The narrative journey Stevenson took me on was every bit as disturbing as it was intended to be but it still allowed me time to go on my own constructivist expedition down my own singular rabbit holes of distress and torment obviated only by my overarching knowledge that this was a just piece of theatre and that I was going to have to, almost immediately, record my experience in my own tangible language, in a lexicon that will no doubt be less explicit and somewhat more poignant than might reasonably be expected from such an astonishing and unanticipated experience of this nature.
I’m not sure I could ever do it justice.
I have no hesitation in recommending this work to you. While complex and disturbing it is also accessible and surprisingly linear. My rabbit holes will not be yours because, as I have said, this is a constructivist piece, and our responses will be unique to each of us. I own up to the fact that I have not read the translation in English let alone the Portuguese, but I am assured by people who have done both that this is an authentic expression of the author’s original work.
I’m sure he’d have been pleased,
As a reviewer ‘Blindness’ took me well out of my comfort zone in that I couldn’t scratch endless notes with a dying ballpoint in one of my dog-eared notebooks. It would have been infra dig and well outside the rules of this particular game, and I do try to play by the rules at least some of the time. It did much, much more, of course than make me exit my comfort zone. It took me to London, to the Donmar Warehouse, and it shared the joy of Stevenson whispering intimately in my ear about the end of life as we’ve known it.
Hers was the magic.
To her the ovation.
I liked it. I liked it very much.
You will too.
But wait, there’s more –
POST PERFORMANCE CONVERSATION
As an adjunct to Auckland Writers Festival & Auckland Live’s presentation of the Donmar Warehouse’s production of BLINDNESS, join disability advocate Martine Abel-Williamson, legally blind writer Steff Green and The University of Auckland Dean of Arts Dr.
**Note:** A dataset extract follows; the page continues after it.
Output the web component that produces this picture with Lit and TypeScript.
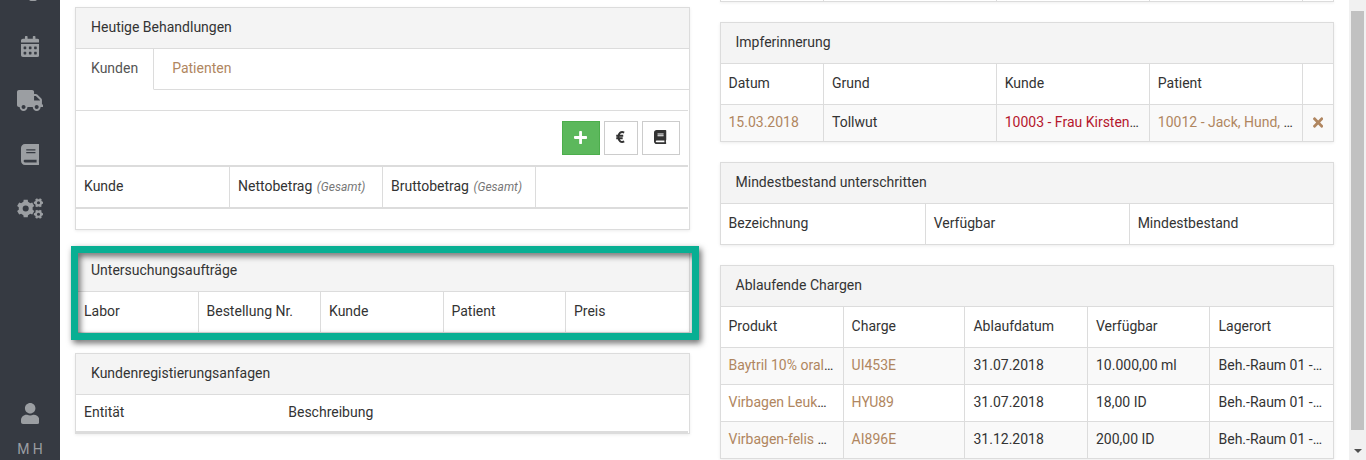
import { LitElement, html, css, svg, nothing } from "lit";
import { customElement, property } from "lit/decorators.js";
import { classMap } from "lit/directives/class-map.js";

/** Outline of a gear with a round hole, as an even-odd path. */
function gear(cx: number, cy: number, r: number, inner: number, hole: number, teeth: number, turn = 0): string {
  const pts: string[] = [];
  const step = (Math.PI * 2) / teeth;
  for (let i = 0; i < teeth; i++) {
    const a = i * step + turn;
    for (const [f, rad] of [[-0.32, inner], [-0.22, r], [0.22, r], [0.32, inner]]) {
      const t = a + f * step;
      pts.push(`${(cx + Math.cos(t) * rad).toFixed(1)} ${(cy + Math.sin(t) * rad).toFixed(1)}`);
    }
  }
  return `M${pts.join("L")}ZM${cx - hole} ${cy}a${hole} ${hole} 0 1 0 ${hole * 2} 0a${hole} ${hole} 0 1 0 ${-hole * 2} 0Z`;
}

const dot = "c0-6.6 5.4-12 12-12h40c6.6 0 12 5.4 12 12v40c0 6.6-5.4 12-12 12h-40c-6.6 0-12-5.4-12-12v-40z";

const ICONS: Record<string, { w: number; d: string }> = {
  calendar: {
    w: 448,
    d: `M0 464c0 26.5 21.5 48 48 48h352c26.5 0 48-21.5 48-48V192H0v272zM320 268${dot}M320 396${dot}M192 268${dot}M192 396${dot}M64 268${dot}M64 396${dot}M400 64h-48V16c0-8.8-7.2-16-16-16h-32c-8.8 0-16 7.2-16 16v48H160V16c0-8.8-7.2-16-16-16h-32c-8.8 0-16 7.2-16 16v48H48C21.5 64 0 85.5 0 112v48h448v-48c0-26.5-21.5-48-48-48z`,
  },
  truck: {
    w: 640,
    d: "M624 352h-16V243.9c0-12.7-5.1-24.9-14.1-33.9L494 110.1c-9-9-21.2-14.1-33.9-14.1H416V48c0-26.5-21.5-48-48-48H48C21.5 0 0 21.5 0 48v320c0 26.5 21.5 48 48 48h16c0 53 43 96 96 96s96-43 96-96h128c0 53 43 96 96 96s96-43 96-96h48c8.8 0 16-7.2 16-16v-32c0-8.8-7.2-16-16-16zM160 464c-26.5 0-48-21.5-48-48s21.5-48 48-48 48 21.5 48 48-21.5 48-48 48zm320 0c-26.5 0-48-21.5-48-48s21.5-48 48-48 48 21.5 48 48-21.5 48-48 48zm80-208H416V144h44.1l99.9 99.9V256z",
  },
  book: {
    w: 448,
    d: "M448 360V24c0-13.3-10.7-24-24-24H96C43 0 0 43 0 96v320c0 53 43 96 96 96h328c13.3 0 24-10.7 24-24v-16c0-7.5-3.5-14.3-8.9-18.7-4.2-15.4-4.2-59.3 0-74.7 5.4-4.3 8.9-11.1 8.9-18.6zM128 134c0-3.3 2.7-6 6-6h212c3.3 0 6 2.7 6 6v20c0 3.3-2.7 6-6 6H134c-3.3 0-6-2.7-6-6v-20zm0 64c0-3.3 2.7-6 6-6h212c3.3 0 6 2.7 6 6v20c0 3.3-2.7 6-6 6H134c-3.3 0-6-2.7-6-6v-20zm253.4 250H96c-17.7 0-32-14.3-32-32 0-17.6 14.4-32 32-32h285.4c-1.9 17.1-1.9 46.9 0 64z",
  },
  cogs: {
    w: 640,
    d: gear(212, 256, 218, 172, 74, 6, Math.PI / 6) + gear(524, 116, 116, 90, 38, 6) + gear(524, 396, 116, 90, 38, 6),
  },
  user: {
    w: 448,
    d: "M224 256c70.7 0 128-57.3 128-128S294.7 0 224 0 96 57.3 96 128s57.3 128 128 128zm89.6 32h-16.7c-22.2 10.2-46.9 16-72.9 16s-50.6-5.8-72.9-16h-16.7C60.2 288 0 348.2 0 422.4V464c0 26.5 21.5 48 48 48h352c26.5 0 48-21.5 48-48v-41.6c0-74.2-60.2-134.4-134.4-134.4z",
  },
  plus: {
    w: 448,
    d: "M416 208H272V64c0-17.67-14.33-32-32-32h-32c-17.67 0-32 14.33-32 32v144H32c-17.67 0-32 14.33-32 32v32c0 17.67 14.33 32 32 32h144v144c0 17.67 14.33 32 32 32h32c17.67 0 32-14.33 32-32V304h144c17.67 0 32-14.33 32-32v-32c0-17.67-14.33-32-32-32z",
  },
  times: {
    w: 352,
    d: "M242.72 256l100.07-100.07c12.28-12.28 12.28-32.19 0-44.48l-22.24-22.24c-12.28-12.28-32.19-12.28-44.48 0L176 189.28 75.93 89.21c-12.28-12.28-32.19-12.28-44.48 0L9.21 111.45c-12.28 12.28-12.28 32.19 0 44.48L109.28 256 9.21 356.07c-12.28 12.28-12.28 32.19 0 44.48l22.24 22.24c12.28 12.28 32.2 12.28 44.48 0L176 322.72l100.07 100.07c12.28 12.28 32.2 12.28 44.48 0l22.24-22.24c12.28-12.28 12.28-32.19 0-44.48L242.72 256z",
  },
};

@customElement("ui-icon")
class UiIcon extends LitElement {
  @property() name = "";
  @property({ type: Number }) size = 14;
  static styles = css`
    :host { display: inline-flex; }
    svg { display: block; fill: currentColor; fill-rule: evenodd; }
    .line { fill: none; stroke: currentColor; stroke-width: 72; }
  `;
  render() {
    if (this.name === "euro") {
      return html`<svg viewBox="0 0 320 512" height=${this.size} width=${(this.size * 320) / 512} aria-hidden="true">
        ${svg`<path class="line" d="M300 94C180 30 88 130 88 256s92 226 212 162M8 212h256M8 300h236"/>`}
      </svg>`;
    }
    const icon = ICONS[this.name];
    return html`<svg viewBox="0 0 ${icon.w} 512" height=${this.size} width=${(this.size * icon.w) / 512} aria-hidden="true">
      ${svg`<path d=${icon.d}/>`}
    </svg>`;
  }
}

type Cell = string | { link: string; more?: boolean; red?: boolean } | { icon: string } | { label: string; note: string };

@customElement("data-grid")
class DataGrid extends LitElement {
  @property({ attribute: false }) columns: Cell[] = [];
  @property({ attribute: false }) widths: number[] = [];
  @property({ attribute: false }) rows: Cell[][] = [];
  @property({ type: Boolean }) ruled = false;
  @property({ type: Boolean }) compact = false;
  static styles = css`
    :host { display: block; }
    table { width: 100%; table-layout: fixed; border-collapse: separate; border-spacing: 0; }
    th, td {
      box-sizing: border-box; padding: 7px 8px 9px; line-height: 20px; font-weight: 400; text-align: left;
      white-space: nowrap; overflow: hidden; text-overflow: ellipsis;
      border-right: 1px solid #dcdcdc;
    }
    th { height: 40px; }
    td { height: 37px; border-top: 1px solid #dcdcdc; }
    th:last-child, td:last-child { border-right: 0; }
    tbody tr:nth-child(odd) td { background: #f9f9f9; }
    .ruled th { height: 44px; border-top: 2px solid #dcdcdc; border-bottom: 2px solid #dcdcdc; }
    .compact th { height: 38px; border-right: 0; border-bottom: 2px solid #dcdcdc; }
    a { color: #b08660; text-decoration: none; }
    a.red { color: #b5172d; }
    button { display: flex; border: 0; padding: 0 2px; background: none; color: #b08660; cursor: pointer; }
    .note { margin-left: 1px; font-size: 12px; font-style: italic; color: #777; }
  `;
  cell(c: Cell) {
    if (typeof c === "string") return c;
    if ("link" in c) return html`<a href="#" class=${classMap({ red: !!c.red })}>${c.link}</a>${c.more ? "…" : nothing}`;
    if ("icon" in c) return html`<button aria-label="Entfernen"><ui-icon name=${c.icon} size="15"></ui-icon></button>`;
    return html`${c.label} <span class="note">${c.note}</span>`;
  }
  render() {
    return html`<table class=${classMap({ ruled: this.ruled, compact: this.compact })}>
      <colgroup>${this.widths.map((w) => html`<col style="width:${w}%">`)}</colgroup>
      <thead><tr>${this.columns.map((c) => html`<th scope="col">${this.cell(c)}</th>`)}</tr></thead>
      <tbody>${this.rows.map((r) => html`<tr>${r.map((c) => html`<td>${this.cell(c)}</td>`)}</tr>`)}</tbody>
    </table>`;
  }
}

const REMINDER_WIDTHS = [16.9, 28.2, 25, 25, 4.9];

@customElement("app-root")
class AppRoot extends LitElement {
  static styles = css`
    :host {
      display: grid; grid-template-columns: 60px minmax(0, 1fr) 17px; height: 100vh; overflow: hidden;
      background: #fff; color: #333; font: 14px/20px Roboto, sans-serif;
    }
    .sidebar { display: flex; flex-direction: column; align-items: center; background: #363a42; color: #9b9ea2; overflow: hidden; }
    .sidebar a { display: flex; align-items: center; justify-content: center; width: 100%; height: 54px; color: inherit; }
    .sidebar a.clipped { height: 19px; align-items: flex-start; }
    .clipped svg { display: block; fill: currentColor; }
    .account { margin-top: auto; display: flex; flex-direction: column; align-items: center; gap: 15px; padding-bottom: 1px; }
    .sidebar .account a { height: 21px; }
    main { display: grid; grid-template-columns: minmax(0, 1fr) minmax(0, 1fr); gap: 30px; align-items: start; padding: 0 15px; overflow: hidden; }
    .column { display: flex; flex-direction: column; gap: 20px; }
    .first { padding-top: 7px; }
    .panel { position: relative; border: 1px solid #dcdcdc; background: #fff; box-shadow: 0 1px 3px rgba(0, 0, 0, 0.08); }
    h2 { margin: 0; padding: 9px 15px 11px; font-size: 14px; font-weight: 400; line-height: 20px; background: #f4f4f4; border-bottom: 1px solid #dcdcdc; }
    .tail { border-top: 0; display: grid; grid-template-columns: 16.9fr 28.2fr 25fr 25fr 4.9fr; }
    .tail span { height: 1px; border-right: 1px solid #dcdcdc; }
    .tail span:last-child { border-right: 0; }
    .tabs { display: flex; }
    .tabs button { font: inherit; margin: 0; padding: 9px 15px 11px; border: 0; border-bottom: 1px solid #dcdcdc; background: none; color: #b08660; cursor: pointer; }
    .tabs button.active { color: #555; border-bottom-color: transparent; border-right: 1px solid #dcdcdc; }
    .tabs button.next { padding-left: 18px; }
    .tabs .rest { flex: 1; border-bottom: 1px solid #dcdcdc; }
    .listing { margin: 20px 1px 20px 0; border-top: 1px solid #dcdcdc; }
    .tools { display: flex; justify-content: flex-end; gap: 4px; padding: 10px 8px; }
    .tools button { box-sizing: border-box; display: flex; align-items: center; justify-content: center; width: 38px; height: 34px; margin: 0; padding: 0 0 2px; border: 1px solid #ccc; background: #fff; color: #333; cursor: pointer; }
    .tools button.add { background: #5cb85c; border-color: #4cae4c; color: #fff; }
    .tools button.narrow { width: 34px; }
    .inset { margin-right: 1px; }
    .marker { position: absolute; inset: -5px -10px -8px -5px; border: 7px solid #08af93; filter: drop-shadow(2px 3px 3px rgba(0, 0, 0, 0.6)); pointer-events: none; }
    .scroll { display: flex; flex-direction: column; padding: 11px 2px 0; background: #f1f1f1; }
    .thumb { flex: 1; background: #c1c1c1; }
    .down { display: flex; justify-content: center; align-items: center; height: 30px; padding-top: 11px; box-sizing: border-box; }
    .down svg { display: block; fill: #505050; }
  `;
  render() {
    return html`
      <nav class="sidebar" aria-label="Hauptmenü">
        <a class="clipped" href="#" aria-label="Start"><svg width="26" height="2" viewBox="0 0 26 2"><path d="M12 0h8c-1 1-2 1-4 1s-3 0-4-1z"/></svg></a>
        <a href="#" aria-label="Kalender"><ui-icon name="calendar" size="21"></ui-icon></a>
        <a href="#" aria-label="Lieferung"><ui-icon name="truck" size="21"></ui-icon></a>
        <a href="#" aria-label="Buch"><ui-icon name="book" size="21"></ui-icon></a>
        <a href="#" aria-label="Einstellungen"><ui-icon name="cogs" size="21"></ui-icon></a>
        <div class="account">
          <a href="#" aria-label="Benutzer"><ui-icon name="user" size="21"></ui-icon></a>
          <span>M H</span>
        </div>
      </nav>
      <main>
        <div class="column first">
          <section class="panel">
            <h2>Heutige Behandlungen</h2>
            <div class="tabs" role="tablist">
              <button class="active" role="tab" aria-selected="true">Kunden</button>
              <button class="next" role="tab" aria-selected="false">Patienten</button>
              <span class="rest"></span>
            </div>
            <div class="listing">
              <div class="tools">
                <button class="add" aria-label="Neu"><ui-icon name="plus" size="15"></ui-icon></button>
                <button class="narrow" aria-label="Euro"><ui-icon name="euro" size="14"></ui-icon></button>
                <button aria-label="Buch"><ui-icon name="book" size="14"></ui-icon></button>
              </div>
              <data-grid ruled .widths=${[25.2, 25, 25, 24.8]}
                .columns=${["Kunde", { label: "Nettobetrag", note: "(Gesamt)" }, { label: "Bruttobetrag", note: "(Gesamt)" }, ""]}></data-grid>
            </div>
          </section>
          <section class="panel">
            <h2>Untersuchungsaufträge</h2>
            <data-grid .widths=${[20, 20, 20, 20, 20]} .columns=${["Labor", "Bestellung Nr.", "Kunde", "Patient", "Preis"]}></data-grid>
            <div class="marker"></div>
          </section>
          <section class="panel">
            <h2>Kundenregistierungsanfagen</h2>
            <data-grid class="inset" compact .widths=${[33.4, 33.3, 33.3]} .columns=${["Entität", "Beschreibung", ""]}></data-grid>
          </section>
        </div>
        <div class="column">
          <div class="panel tail" aria-hidden="true"><span></span><span></span><span></span><span></span><span></span></div>
          <section class="panel">
            <h2>Impferinnerung</h2>
            <data-grid .widths=${REMINDER_WIDTHS} .columns=${["Datum", "Grund", "Kunde", "Patient", ""]}
              .rows=${[[{ link: "15.03.2018" }, "Tollwut", { link: "10003 - Frau Kirsten", more: true, red: true }, { link: "10012 - Jack, Hund, ", more: true }, { icon: "times" }]]}></data-grid>
          </section>
          <section class="panel">
            <h2>Mindestbestand unterschritten</h2>
            <data-grid .widths=${[33.5, 33.3, 33.2]} .columns=${["Bezeichnung", "Verfügbar", "Mindestbestand"]}></data-grid>
          </section>
          <section class="panel">
            <h2>Ablaufende Chargen</h2>
            <data-grid .widths=${[20.1, 19.9, 20, 20, 20]} .columns=${["Produkt", "Charge", "Ablaufdatum", "Verfügbar", "Lagerort"]}
              .rows=${[
                [{ link: "Baytril 10% oral", more: true }, { link: "UI453E" }, "31.07.2018", "10.000,00 ml", "Beh.-Raum 01 -…"],
                [{ link: "Virbagen Leuk", more: true }, { link: "HYU89" }, "31.07.2018", "18,00 ID", "Beh.-Raum 01 -…"],
                [{ link: "Virbagen-felis ", more: true }, { link: "AI896E" }, "31.12.2018", "200,00 ID", "Beh.-Raum 01 -…"],
              ]}></data-grid>
          </section>
        </div>
      </main>
      <div class="scroll" aria-hidden="true">
        <div class="thumb"></div>
        <div class="down"><svg width="8" height="4" viewBox="0 0 8 4"><path d="M0 0h8L4 4z"/></svg></div>
      </div>
    `;
  }
}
Robert Greenberg for a post-performance conversation about the controversy surrounding Saramago’s novel of the same name because of its negative representations of blindness, and the ways in which society privileges sight / the visual.
This conversation will take place on Friday May 14 at 3.30pm (immediately following the 2.15pm performance) in the Supper Room of the Auckland Town Hall, 301-317 Queen Street, and is free to attend.